── Data segment ──
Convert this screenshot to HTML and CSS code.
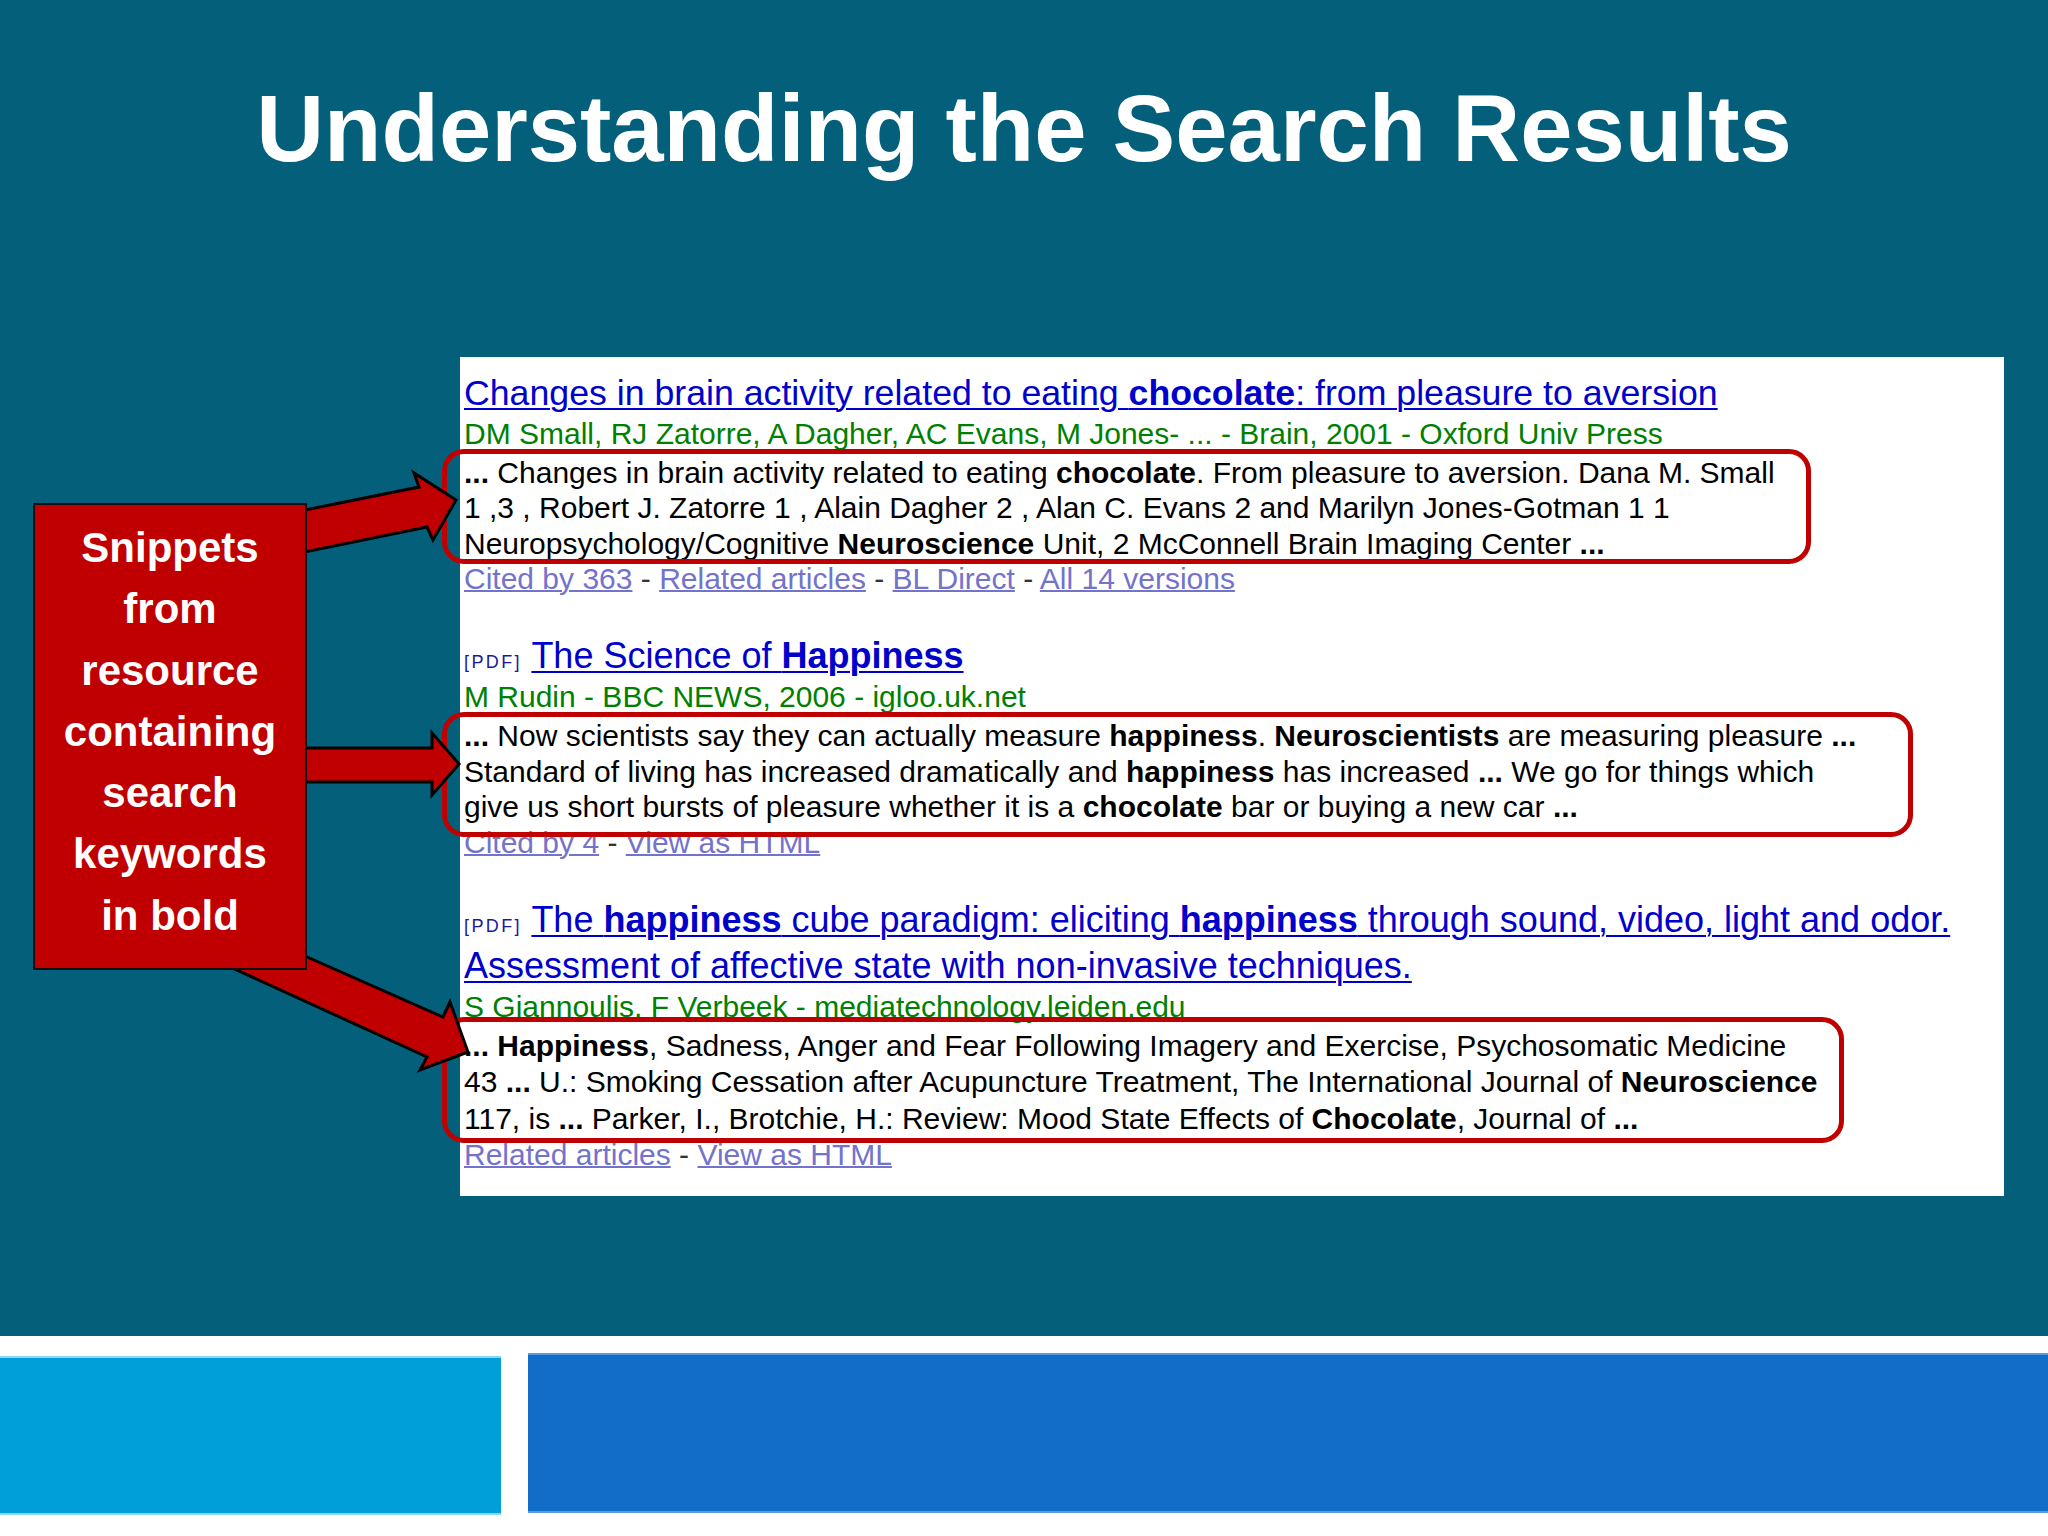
FILE: index.html
```html
<!DOCTYPE html>
<html>
<head>
<meta charset="utf-8">
<link rel="stylesheet" href="styles.css">
</head>
<body>
<div class="slide">
  <h1 class="slide-title">Understanding the Search Results</h1>
  <div class="panel">
    <div class="result">
      <div class="rtitle rtitle-first"><a class="tlink">Changes in brain activity related to eating <b>chocolate</b>: from pleasure to aversion</a></div>
      <div class="meta">DM Small, RJ Zatorre, A Dagher, AC Evans, M Jones- ... - Brain, 2001 - Oxford Univ Press</div>
      <div class="snip"><b>...</b> Changes in brain activity related to eating <b>chocolate</b>. From pleasure to aversion. Dana M. Small<br>1 ,3 , Robert J. Zatorre 1 , Alain Dagher 2 , Alan C. Evans 2 and Marilyn Jones-Gotman 1 1<br>Neuropsychology/Cognitive <b>Neuroscience</b> Unit, 2 McConnell Brain Imaging Center <b>...</b><span class="hl hl1"></span></div>
      <div class="links"><a>Cited by 363</a> - <a>Related articles</a> - <a>BL Direct</a> - <a>All 14 versions</a></div>
    </div>
    <div class="result">
      <div class="rtitle"><span class="pdf">[PDF]</span> <a class="tlink">The Science of <b>Happiness</b></a></div>
      <div class="meta">M Rudin - BBC NEWS, 2006 - igloo.uk.net</div>
      <div class="snip"><b>...</b> Now scientists say they can actually measure <b>happiness</b>. <b>Neuroscientists</b> are measuring pleasure <b>...</b><br>Standard of living has increased dramatically and <b>happiness</b> has increased <b>...</b> We go for things which<br>give us short bursts of pleasure whether it is a <b>chocolate</b> bar or buying a new car <b>...</b><span class="hl hl2"></span></div>
      <div class="links"><a>Cited by 4</a> - <a>View as HTML</a></div>
    </div>
    <div class="result">
      <div class="rtitle"><span class="pdf">[PDF]</span> <a class="tlink">The <b>happiness</b> cube paradigm: eliciting <b>happiness</b> through sound, video, light and odor.<br>Assessment of affective state with non-invasive techniques.</a></div>
      <div class="meta">S Giannoulis, F Verbeek - mediatechnology.leiden.edu</div>
      <div class="snip snip-last"><b>... Happiness</b>, Sadness, Anger and Fear Following Imagery and Exercise, Psychosomatic Medicine<br>43 <b>...</b> U.: Smoking Cessation after Acupuncture Treatment, The International Journal of <b>Neuroscience</b><br>117, is <b>...</b> Parker, I., Brotchie, H.: Review: Mood State Effects of <b>Chocolate</b>, Journal of <b>...</b><span class="hl hl3"></span></div>
      <div class="links"><a>Related articles</a> - <a>View as HTML</a></div>
    </div>
  </div>
</div>
<div class="footer">
  <div class="bar-light"></div>
  <div class="bar-dark"></div>
</div>

<svg class="arrows" width="2048" height="1536" viewBox="0 0 2048 1536">
  <polygon points="280,945 443,1017 450,1002 468,1052 420,1070 427,1057 215,960" />
  <polygon points="300,511 419,487 414,473 456,500 433,540 427,527 300,553" />
  <polygon points="300,748 432,748 432,733 459,764 432,795 432,782 300,782" />
</svg>
<div class="callout">Snippets<br>from<br>resource<br>containing<br>search<br>keywords<br>in bold</div>
</body>
</html>
```
FILE: styles.css
```css
html, body {
  margin: 0;
  padding: 0;
}
body {
  width: 2048px;
  height: 1536px;
  position: relative;
  overflow: hidden;
  background: #ffffff;
  font-family: "Liberation Sans", Arial, sans-serif;
}
.slide {
  height: 1336px;
  background: #04607a;
  padding-top: 82px;
  box-sizing: border-box;
}
.slide-title {
  margin: 0;
  text-align: center;
  color: #ffffff;
  font-size: 94px;
  line-height: 94px;
  font-weight: bold;
}
.panel {
  margin: 181px 0 0 460px;
  width: 1544px;
  height: 839px;
  box-sizing: border-box;
  background: #ffffff;
  padding: 12.5px 0 0 4px;
  white-space: nowrap;
}
.result + .result {
  margin-top: 36.5px;
}
.rtitle {
  font-size: 36px;
  line-height: 46px;
  color: #0000cc;
}
.rtitle-first .tlink {
  font-size: 35.7px;
}
.tlink {
  color: #0000cc;
  text-decoration: underline;
  text-decoration-thickness: 2px;
  text-underline-offset: 3px;
}
.pdf {
  font-size: 18px;
  line-height: 1;
  letter-spacing: 2.4px;
  color: #1a1a99;
}
.meta {
  font-size: 30px;
  line-height: 36px;
  color: #008000;
}
.snip {
  position: relative;
  margin-top: 3px;
  font-size: 30px;
  line-height: 35.5px;
  color: #000000;
}
.snip-last {
  line-height: 36.5px;
}
.links {
  font-size: 30px;
  line-height: 35.5px;
  color: #333333;
}
.links a {
  color: #7373cc;
  text-decoration: underline;
  text-decoration-thickness: 2px;
}
.hl {
  position: absolute;
  left: -22px;
  box-sizing: border-box;
  border: 5px solid #c00000;
  border-radius: 22px;
}
.hl1 {
  top: -5.5px;
  width: 1369px;
  height: 115px;
}
.hl2 {
  top: -6px;
  width: 1471px;
  height: 125px;
}
.hl3 {
  top: -10.5px;
  width: 1402px;
  height: 126px;
}
.footer {
  display: flex;
  align-items: flex-start;
  gap: 27px;
}
.bar-light {
  width: 501px;
  height: 159px;
  margin-top: 20px;
  box-sizing: border-box;
  background: #009fda;
  border-top: 2px solid #8fd6f2;
  border-bottom: 2px solid #8fd6f2;
}
.bar-dark {
  flex: 1;
  height: 160px;
  margin-top: 17px;
  box-sizing: border-box;
  background: #116dc7;
  border-top: 2px solid #5a9be0;
  border-bottom: 2px solid #5a9be0;
}
.arrows {
  position: absolute;
  left: 0;
  top: 0;
  pointer-events: none;
}
.arrows polygon {
  fill: #c00000;
  stroke: #000000;
  stroke-width: 3;
  stroke-linejoin: miter;
}
.callout {
  position: absolute;
  left: 33px;
  top: 503px;
  width: 274px;
  height: 467px;
  box-sizing: border-box;
  padding-top: 12px;
  background: #c00000;
  border: 2px solid #111111;
  color: #ffffff;
  text-align: center;
  font-size: 42px;
  line-height: 61.3px;
  font-weight: bold;
}
```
───
Print the complete listing exactly as it stands, without its pictures.

Convert this screenshot to HTML and CSS code.
FILE: index.html
```html
<!DOCTYPE html>
<html>
<head>
<meta charset="utf-8">
<link rel="stylesheet" href="styles.css">
</head>
<body>
<div class="slide">
  <h1 class="slide-title">Understanding the Search Results</h1>
  <div class="panel">
    <div class="result">
      <div class="rtitle rtitle-first"><a class="tlink">Changes in brain activity related to eating <b>chocolate</b>: from pleasure to aversion</a></div>
      <div class="meta">DM Small, RJ Zatorre, A Dagher, AC Evans, M Jones- ... - Brain, 2001 - Oxford Univ Press</div>
      <div class="snip"><b>...</b> Changes in brain activity related to eating <b>chocolate</b>. From pleasure to aversion. Dana M. Small<br>1 ,3 , Robert J. Zatorre 1 , Alain Dagher 2 , Alan C. Evans 2 and Marilyn Jones-Gotman 1 1<br>Neuropsychology/Cognitive <b>Neuroscience</b> Unit, 2 McConnell Brain Imaging Center <b>...</b><span class="hl hl1"></span></div>
      <div class="links"><a>Cited by 363</a> - <a>Related articles</a> - <a>BL Direct</a> - <a>All 14 versions</a></div>
    </div>
    <div class="result">
      <div class="rtitle"><span class="pdf">[PDF]</span> <a class="tlink">The Science of <b>Happiness</b></a></div>
      <div class="meta">M Rudin - BBC NEWS, 2006 - igloo.uk.net</div>
      <div class="snip"><b>...</b> Now scientists say they can actually measure <b>happiness</b>. <b>Neuroscientists</b> are measuring pleasure <b>...</b><br>Standard of living has increased dramatically and <b>happiness</b> has increased <b>...</b> We go for things which<br>give us short bursts of pleasure whether it is a <b>chocolate</b> bar or buying a new car <b>...</b><span class="hl hl2"></span></div>
      <div class="links"><a>Cited by 4</a> - <a>View as HTML</a></div>
    </div>
    <div class="result">
      <div class="rtitle"><span class="pdf">[PDF]</span> <a class="tlink">The <b>happiness</b> cube paradigm: eliciting <b>happiness</b> through sound, video, light and odor.<br>Assessment of affective state with non-invasive techniques.</a></div>
      <div class="meta">S Giannoulis, F Verbeek - mediatechnology.leiden.edu</div>
      <div class="snip snip-last"><b>... Happiness</b>, Sadness, Anger and Fear Following Imagery and Exercise, Psychosomatic Medicine<br>43 <b>...</b> U.: Smoking Cessation after Acupuncture Treatment, The International Journal of <b>Neuroscience</b><br>117, is <b>...</b> Parker, I., Brotchie, H.: Review: Mood State Effects of <b>Chocolate</b>, Journal of <b>...</b><span class="hl hl3"></span></div>
      <div class="links"><a>Related articles</a> - <a>View as HTML</a></div>
    </div>
  </div>
</div>
<div class="footer">
  <div class="bar-light"></div>
  <div class="bar-dark"></div>
</div>

<svg class="arrows" width="2048" height="1536" viewBox="0 0 2048 1536">
  <polygon points="280,945 443,1017 450,1002 468,1052 420,1070 427,1057 215,960" />
  <polygon points="300,511 419,487 414,473 456,500 433,540 427,527 300,553" />
  <polygon points="300,748 432,748 432,733 459,764 432,795 432,782 300,782" />
</svg>
<div class="callout">Snippets<br>from<br>resource<br>containing<br>search<br>keywords<br>in bold</div>
</body>
</html>
```
FILE: styles.css
```css
html, body {
  margin: 0;
  padding: 0;
}
body {
  width: 2048px;
  height: 1536px;
  position: relative;
  overflow: hidden;
  background: #ffffff;
  font-family: "Liberation Sans", Arial, sans-serif;
}
.slide {
  height: 1336px;
  background: #04607a;
  padding-top: 82px;
  box-sizing: border-box;
}
.slide-title {
  margin: 0;
  text-align: center;
  color: #ffffff;
  font-size: 94px;
  line-height: 94px;
  font-weight: bold;
}
.panel {
  margin: 181px 0 0 460px;
  width: 1544px;
  height: 839px;
  box-sizing: border-box;
  background: #ffffff;
  padding: 12.5px 0 0 4px;
  white-space: nowrap;
}
.result + .result {
  margin-top: 36.5px;
}
.rtitle {
  font-size: 36px;
  line-height: 46px;
  color: #0000cc;
}
.rtitle-first .tlink {
  font-size: 35.7px;
}
.tlink {
  color: #0000cc;
  text-decoration: underline;
  text-decoration-thickness: 2px;
  text-underline-offset: 3px;
}
.pdf {
  font-size: 18px;
  line-height: 1;
  letter-spacing: 2.4px;
  color: #1a1a99;
}
.meta {
  font-size: 30px;
  line-height: 36px;
  color: #008000;
}
.snip {
  position: relative;
  margin-top: 3px;
  font-size: 30px;
  line-height: 35.5px;
  color: #000000;
}
.snip-last {
  line-height: 36.5px;
}
.links {
  font-size: 30px;
  line-height: 35.5px;
  color: #333333;
}
.links a {
  color: #7373cc;
  text-decoration: underline;
  text-decoration-thickness: 2px;
}
.hl {
  position: absolute;
  left: -22px;
  box-sizing: border-box;
  border: 5px solid #c00000;
  border-radius: 22px;
}
.hl1 {
  top: -5.5px;
  width: 1369px;
  height: 115px;
}
.hl2 {
  top: -6px;
  width: 1471px;
  height: 125px;
}
.hl3 {
  top: -10.5px;
  width: 1402px;
  height: 126px;
}
.footer {
  display: flex;
  align-items: flex-start;
  gap: 27px;
}
.bar-light {
  width: 501px;
  height: 159px;
  margin-top: 20px;
  box-sizing: border-box;
  background: #009fda;
  border-top: 2px solid #8fd6f2;
  border-bottom: 2px solid #8fd6f2;
}
.bar-dark {
  flex: 1;
  height: 160px;
  margin-top: 17px;
  box-sizing: border-box;
  background: #116dc7;
  border-top: 2px solid #5a9be0;
  border-bottom: 2px solid #5a9be0;
}
.arrows {
  position: absolute;
  left: 0;
  top: 0;
  pointer-events: none;
}
.arrows polygon {
  fill: #c00000;
  stroke: #000000;
  stroke-width: 3;
  stroke-linejoin: miter;
}
.callout {
  position: absolute;
  left: 33px;
  top: 503px;
  width: 274px;
  height: 467px;
  box-sizing: border-box;
  padding-top: 12px;
  background: #c00000;
  border: 2px solid #111111;
  color: #ffffff;
  text-align: center;
  font-size: 42px;
  line-height: 61.3px;
  font-weight: bold;
}
```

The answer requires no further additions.